I’m writing a GEMM code in C++, but the loop order actually influences a lot to the efficiency. Code:
// The first edition
void gemm_cpu_naive(
int* __restrict__ C,
const int* __restrict__ A,
const int* __restrict__ B,
const int n,
const int m,
const int k){
for(int l=0; l<k; ++l)
for(int i=0; i<n; ++i)
for(int j=0; j<m; ++j){
C[i*m+j] += A[i*k+l] * B[l*m+j];
}
}
// The second edition
void gemm_cpu_naive(
int* __restrict__ C,
const int* __restrict__ A,
const int* __restrict__ B,
const int n,
const int m,
const int k){
for(int i=0; i<n; ++i)
for(int j=0; j<m; ++j)
for(int l=0; l<k; ++l){
C[i*m+j] += A[i*k+l] * B[l*m+j];
}
}
n = 64, m = 64, k =64, the first edition cost 118 us, the second edition just cost 63 us.

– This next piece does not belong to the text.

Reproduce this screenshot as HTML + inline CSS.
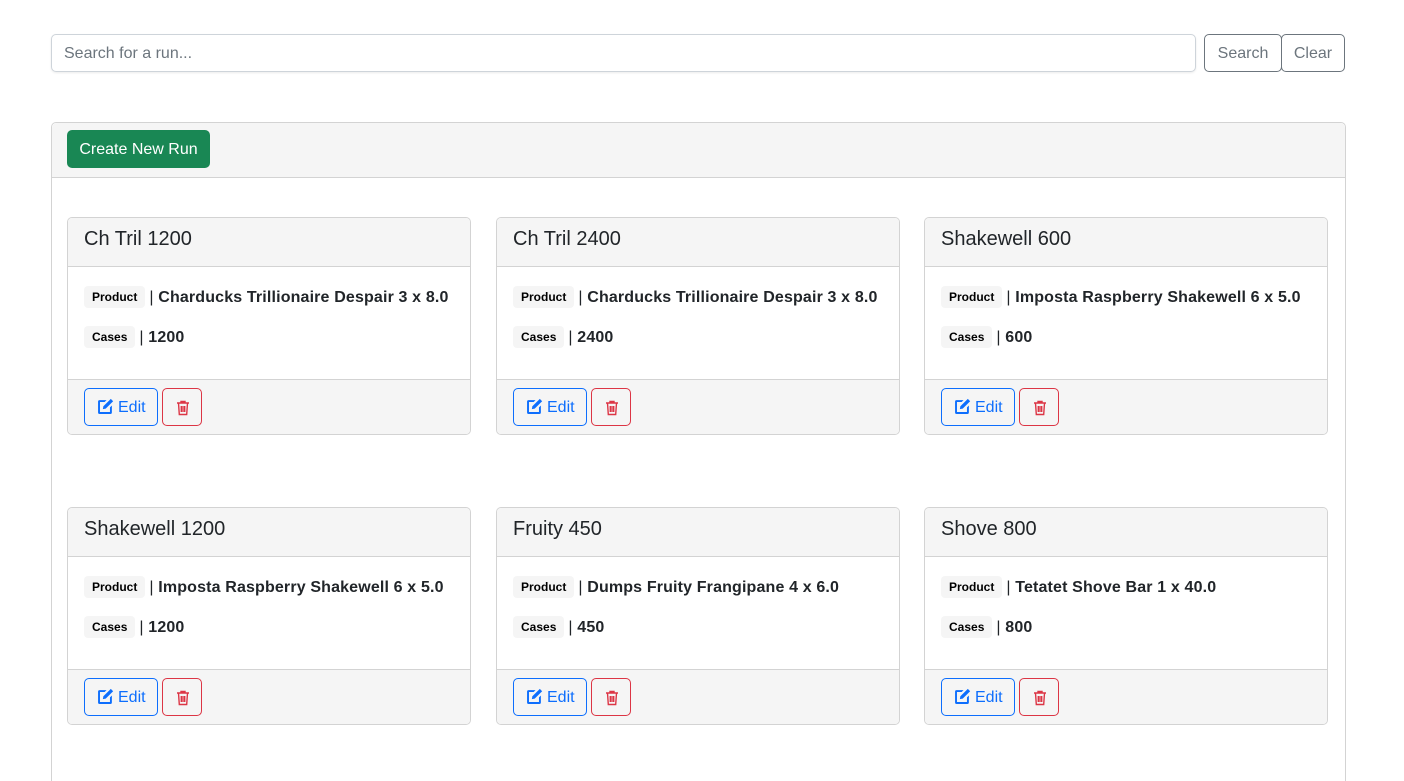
<!DOCTYPE html>
<html><head><style>
*{box-sizing:border-box;margin:0;padding:0}
html,body{width:1404px;height:781px;overflow:hidden}
body{background:#fff;font-family:"Liberation Sans",Helvetica,Arial,sans-serif;color:#212529;position:relative}
.inp{position:absolute;left:51px;top:34px;width:1145px;height:38px;border:1px solid #ced4da;border-radius:5px;font-size:16px;color:#6c757d;padding:10px 12px;box-shadow:0 1px 2px rgba(0,0,0,.08)}
.sb{position:absolute;top:34px;height:38px;border:1px solid #6c757d;border-radius:5px;font-size:16px;color:#6c757d;text-align:center;line-height:38px}
.outer{position:absolute;left:51px;top:122px;width:1295px;height:659px;border:1px solid #d3d3d3;border-bottom:none;border-radius:5px 5px 0 0}
.oh{height:55px;background:#f5f5f5;border-bottom:1px solid #d3d3d3;border-radius:5px 5px 0 0;position:relative}
.create{position:absolute;left:15px;top:7px;width:143px;height:38px;background:#198754;color:#fff;border-radius:5px;font-size:16px;line-height:39px;text-align:center}
.card{position:absolute;width:404px;height:218px;border:1px solid #d3d3d3;border-radius:5px;overflow:hidden}
.ch{height:49px;background:#f5f5f5;border-bottom:1px solid #d3d3d3;font-size:20px;padding:10px 16px;line-height:22px}
.cb{height:112px;padding:0 16px;position:relative}
.row{position:absolute;left:16px;font-weight:bold;font-size:16px;white-space:nowrap;letter-spacing:.15px}
.pp{font-weight:normal}
.bd{display:inline-block;background:#f5f5f5;font-size:12px;padding:4px 8px;border-radius:4px;color:#000;margin-right:4px;vertical-align:1px;letter-spacing:0}
.cf{height:56px;background:#f5f5f5;border-top:1px solid #d3d3d3;position:relative}
.edit{position:absolute;left:16px;top:8px;width:74px;height:38px;border:1px solid #0d6efd;border-radius:5px;color:#0d6efd;font-size:16px;line-height:38px;padding-left:12px}
.edit svg{vertical-align:-3px;margin-right:4px}
.del{position:absolute;left:94px;top:8px;width:40px;height:38px;border:1px solid #dc3545;border-radius:5px}
.del svg{position:absolute;left:13px;top:11px}
</style></head><body>
<div class="inp">Search for a run...</div>
<div class="sb" style="left:1204px;width:78px">Search</div>
<div class="sb" style="left:1281px;width:64px">Clear</div>
<div class="outer"><div class="oh"><div class="create">Create New Run</div></div></div>

<div class="card" style="left:67px;top:217px"><div class="ch">Ch Tril 1200</div><div class="cb"><div class="row" style="top:19px"><span class="bd">Product</span><span class="pp">|</span> Charducks Trillionaire Despair 3 x 8.0</div><div class="row" style="top:59px"><span class="bd">Cases</span><span class="pp">|</span> 1200</div></div><div class="cf"></div></div>
<div class="card" style="left:496px;top:217px"><div class="ch">Ch Tril 2400</div><div class="cb"><div class="row" style="top:19px"><span class="bd">Product</span><span class="pp">|</span> Charducks Trillionaire Despair 3 x 8.0</div><div class="row" style="top:59px"><span class="bd">Cases</span><span class="pp">|</span> 2400</div></div><div class="cf"></div></div>
<div class="card" style="left:924px;top:217px"><div class="ch">Shakewell 600</div><div class="cb"><div class="row" style="top:19px"><span class="bd">Product</span><span class="pp">|</span> Imposta Raspberry Shakewell 6 x 5.0</div><div class="row" style="top:59px"><span class="bd">Cases</span><span class="pp">|</span> 600</div></div><div class="cf"></div></div>
<div class="card" style="left:67px;top:507px"><div class="ch">Shakewell 1200</div><div class="cb"><div class="row" style="top:19px"><span class="bd">Product</span><span class="pp">|</span> Imposta Raspberry Shakewell 6 x 5.0</div><div class="row" style="top:59px"><span class="bd">Cases</span><span class="pp">|</span> 1200</div></div><div class="cf"></div></div>
<div class="card" style="left:496px;top:507px"><div class="ch">Fruity 450</div><div class="cb"><div class="row" style="top:19px"><span class="bd">Product</span><span class="pp">|</span> Dumps Fruity Frangipane 4 x 6.0</div><div class="row" style="top:59px"><span class="bd">Cases</span><span class="pp">|</span> 450</div></div><div class="cf"></div></div>
<div class="card" style="left:924px;top:507px"><div class="ch">Shove 800</div><div class="cb"><div class="row" style="top:19px"><span class="bd">Product</span><span class="pp">|</span> Tetatet Shove Bar 1 x 40.0</div><div class="row" style="top:59px"><span class="bd">Cases</span><span class="pp">|</span> 800</div></div><div class="cf"></div></div>
<script>
var e='<div class="edit"><svg width="17" height="17" viewBox="0 0 16 16"><path d="M1 3.5A1.5 1.5 0 0 1 2.5 2H9L7.2 3.8H2.8v9.4h9.4V8.8L14 7v6.5a1.5 1.5 0 0 1-1.5 1.5h-10A1.5 1.5 0 0 1 1 13.5z" fill="#0d6efd"/><path d="M13 .8l2.2 2.2-7 7L5.5 10.5 6 7.8z" fill="#0d6efd"/></svg>Edit</div>';
var d='<div class="del"><svg width="14" height="16" viewBox="0 0 14 16" fill="none" stroke="#dc3545" stroke-width="1.4"><path d="M1 3h12M5 3V1.5h4V3M2.5 3l.8 11.5h7.4L11.5 3M5.3 6v6M7 6v6M8.7 6v6"/></svg></div>';
document.querySelectorAll('.cf').forEach(function(c){c.innerHTML=e+d;});
</script>
</body></html>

The memory access pattern seems the same, A in row-order, B in column-order.
I searched a lot, one answer is the forst edition frequent writes to the same memory location, which can cause cache thrashing.
I wonder it’s the main cause of the huge difference of the efficiency? Or is the fact still undiscovered?